This dataset has a high potential for reuse. It can be easily used to study certain Han individuals’ social relationships, especially those of individuals who were close to the center of imperial power. Users can start by searching for individuals’ names in the “Integrated Network-Edges” and looking for more biographical information in the “Nodes” sheets for different types of networks. This serves as a first step of case studies of certain individuals or certain groups’ social relationships, which might have impacted their careers, their chances of social mobility, as well as their intellectual and political views. This dataset can also be used for quantitative analysis of Han society and politics. For example, users could conduct a simple statistical analysis to find out how many consort families each emperor was married to and whether it had to do with the political support that he received, or how many masters who transmitted each classic were recorded in extant sources and whether it reflects the popularity of different classics in different periods. Users can also adopt various statistical methods for social network analysis, such as measuring the cohesiveness of certain social groups and their distance from other social groups.

(4) Han Elites’ Social Networks: Visualization and Analysis

This section visualizes and analyzes five types of social networks among Han elites, which all played significant roles in advancing a person’s political career and social status. These are marriage, patron-client (including superior-subordinate), teacher-disciple, friendship, and recommender-nominee. Full information can be found in the Appendix. Below is a brief summary of the major findings.

(4.1) Marriage Network

Many Western Han empresses and imperial concubines came from humble backgrounds, whereas the Eastern Han imperial lineage repeatedly intermarried with a few consort families, most of whom were also the dynasty’s founding elites. A visualization of the Han upper elites’ marriage network confirms this phenomenon and pinpoints the families who intermarried the most with the imperial lineage, the Liu 劉 lineage (Figure 1). Moreover, a comparison between the Western Han and the Eastern Han marriage networks shows that the Western Han consort families were highly dependent on the imperial lineage, whereas the Eastern Han consort families also intermarried among themselves and formed their own circles (Figures 2 and 3).

Figure 1 

Marriage Network of Han Upper Elite Families.

Figure 2 

Western Han Elite Families’ Marriage Network.

Figure 3 

Eastern Han Elite Families’ Marriage Network.

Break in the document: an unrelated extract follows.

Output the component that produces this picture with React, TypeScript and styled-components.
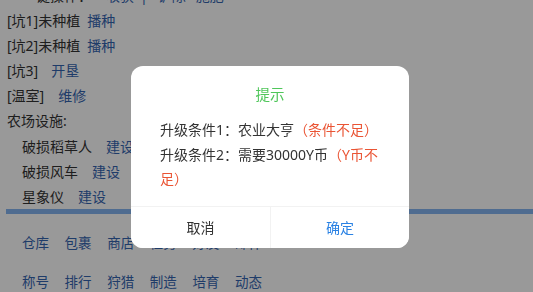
import styled, { createGlobalStyle } from "styled-components";

const GlobalStyle = createGlobalStyle`
  html, body {
    margin: 0;
    padding: 0;
    background: #ffffff;
    font-family: "Noto Sans", "Noto Sans CJK SC", sans-serif;
    overflow: hidden;
  }
`;

// page under the dialog
const Page = styled.div`
  margin-top: -17px;
  color: #333333;
  font-size: 14px;
`;

const Lines = styled.div`
  padding-left: 7px;
`;

const Line = styled.div<{ $indent?: boolean }>`
  height: 25.1px;
  line-height: 25.1px;
  white-space: nowrap;
  padding-left: ${(p) => (p.$indent ? "15px" : "0")};
`;

const Link = styled.a<{ $gap?: number }>`
  color: #3565b0;
  text-decoration: none;
  margin-left: ${(p) => p.$gap ?? 7}px;
`;

const Bar = styled.div`
  height: 5px;
  margin: 0 0 0 6px;
  background: #84b5f0;
`;

const Nav = styled.div`
  padding: 20px 0 0 22px;
  display: flex;
  flex-direction: column;
  gap: 20px;
`;

const NavRow = styled.div`
  display: flex;
  gap: 15.6px;
  line-height: 19px;
  font-size: 13.5px;
`;

const NavLink = styled.a`
  color: #3565b0;
  text-decoration: none;
  width: 27px;
  white-space: nowrap;
`;

// dialog
const Overlay = styled.div`
  position: fixed;
  inset: 0;
  background: rgba(0, 0, 0, 0.4);
  display: flex;
  align-items: center;
  justify-content: center;
  padding: 22px 0 0 7px;
`;

const Dialog = styled.div`
  width: 278px;
  background: #ffffff;
  border-radius: 12px;
  overflow: hidden;
  font-size: 14px;
`;

const Body = styled.div`
  padding: 18px 29px 14px;
`;

const Title = styled.div`
  text-align: center;
  color: #4fc65a;
  line-height: 20px;
  font-size: 14.5px;
  margin-bottom: 14px;
`;

const Content = styled.div`
  color: #333333;
  line-height: 24.5px;
`;

const Warn = styled.span`
  color: #ea5434;
`;

const Footer = styled.div`
  display: grid;
  grid-template-columns: 1fr 1fr;
  border-top: 1px solid #f2f2f2;
  height: 41px;
`;

const Button = styled.button<{ $primary?: boolean }>`
  border: none;
  background: #ffffff;
  font-family: inherit;
  font-size: 14px;
  color: ${(p) => (p.$primary ? "#2a82e4" : "#333333")};
  border-left: ${(p) => (p.$primary ? "1px solid #f2f2f2" : "none")};
  padding: 0;
`;

const navTop = ["仓库", "包裹", "商店", "任务", "好友", "邮件"];
const navBottom = ["称号", "排行", "狩猎", "制造", "培育", "动态"];

export default function App() {
  return (
    <>
      <GlobalStyle />
      <Page>
        <Lines>
          <Line $indent>
            一键操作：<Link $gap={14}>收获</Link>
            <Link $gap={6}>|</Link>
            <Link $gap={10}>铲除</Link>
            <Link $gap={10}>施肥</Link>
          </Line>
          <Line>
            [坑1]未种植<Link>播种</Link>
          </Line>
          <Line>
            [坑2]未种植<Link>播种</Link>
          </Line>
          <Line>
            [坑3]<Link $gap={13}>开垦</Link>
          </Line>
          <Line>
            [温室]<Link $gap={14}>维修</Link>
          </Line>
          <Line>农场设施:</Line>
          <Line $indent>
            破损稻草人<Link $gap={14}>建设</Link>
          </Line>
          <Line $indent>
            破损风车<Link $gap={14}>建设</Link>
          </Line>
          <Line $indent>
            星象仪<Link $gap={14}>建设</Link>
          </Line>
        </Lines>
        <Bar />
        <Nav>
          <NavRow>
            {navTop.map((n) => (
              <NavLink key={n}>{n}</NavLink>
            ))}
          </NavRow>
          <NavRow>
            {navBottom.map((n) => (
              <NavLink key={n}>{n}</NavLink>
            ))}
          </NavRow>
        </Nav>
      </Page>
      <Overlay>
        <Dialog>
          <Body>
            <Title>提示</Title>
            <Content>
              升级条件1：农业大亨<Warn>（条件不足）</Warn>
              <br />
              升级条件2：需要30000Y币<Warn>（Y币不足）</Warn>
            </Content>
          </Body>
          <Footer>
            <Button>取消</Button>
            <Button $primary>确定</Button>
          </Footer>
        </Dialog>
      </Overlay>
    </>
  );
}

(4.2) Patron-client Network

During the Han, it was common for regional kings, powerful families, and wandering bravos (you xia 遊俠) to host clients (ke 客). This type of patronage network is difficult to visualize because neither the number of clients nor the clients’ names are recorded in extant sources. Another type of patronage was the superior-subordinate relationship between a high official and his assistants. A visualization of this patron-client network shows that the most influential patrons in the Han were the powerful imperial affines, who often served as regents and Grand-Generals (Figure 4).

Figure 4 

Han Superior-Subordinate Network.

(4.3) Teacher-disciple Network

Classical scholars formed connections based on teacher-disciple relationships and the classics they specialized in (Figure 5). Scholars with high betweenness centrality scores were heavily involved in the transmission of more than one classic or tradition. Because the Western Han scholarly lineages are more completely recorded in the sources and Western Han scholars mostly specialized in only one classic, the schools of the Western Han are much better represented in the graph than those of the Eastern Han (Figure 6). Thus, the visualization does not suggest that these classics were less studied in the Eastern Han, for the actual case was the opposite.

Figure 5 

Han Teacher-Disciple Network Colored by Classics.

Figure 6 

Han Teacher-Disciple Network.

(4.4) Friendship Network

The most influential individuals in the friendship network had a common educational background in classical learning and participated in scholarly communities (Figure 7). A case study of a small friendship network of the late Western Han demonstrates the “triadic closure” phenomenon— a friend’s friend is a friend (Figure 8). Friendship, scholarly networks, official careers, and political cliques all contributed to one another.

Figure 7 

Han Elites’ Friendship Network.

Figure 8 

A Small Friendship Network in the Late Western Han.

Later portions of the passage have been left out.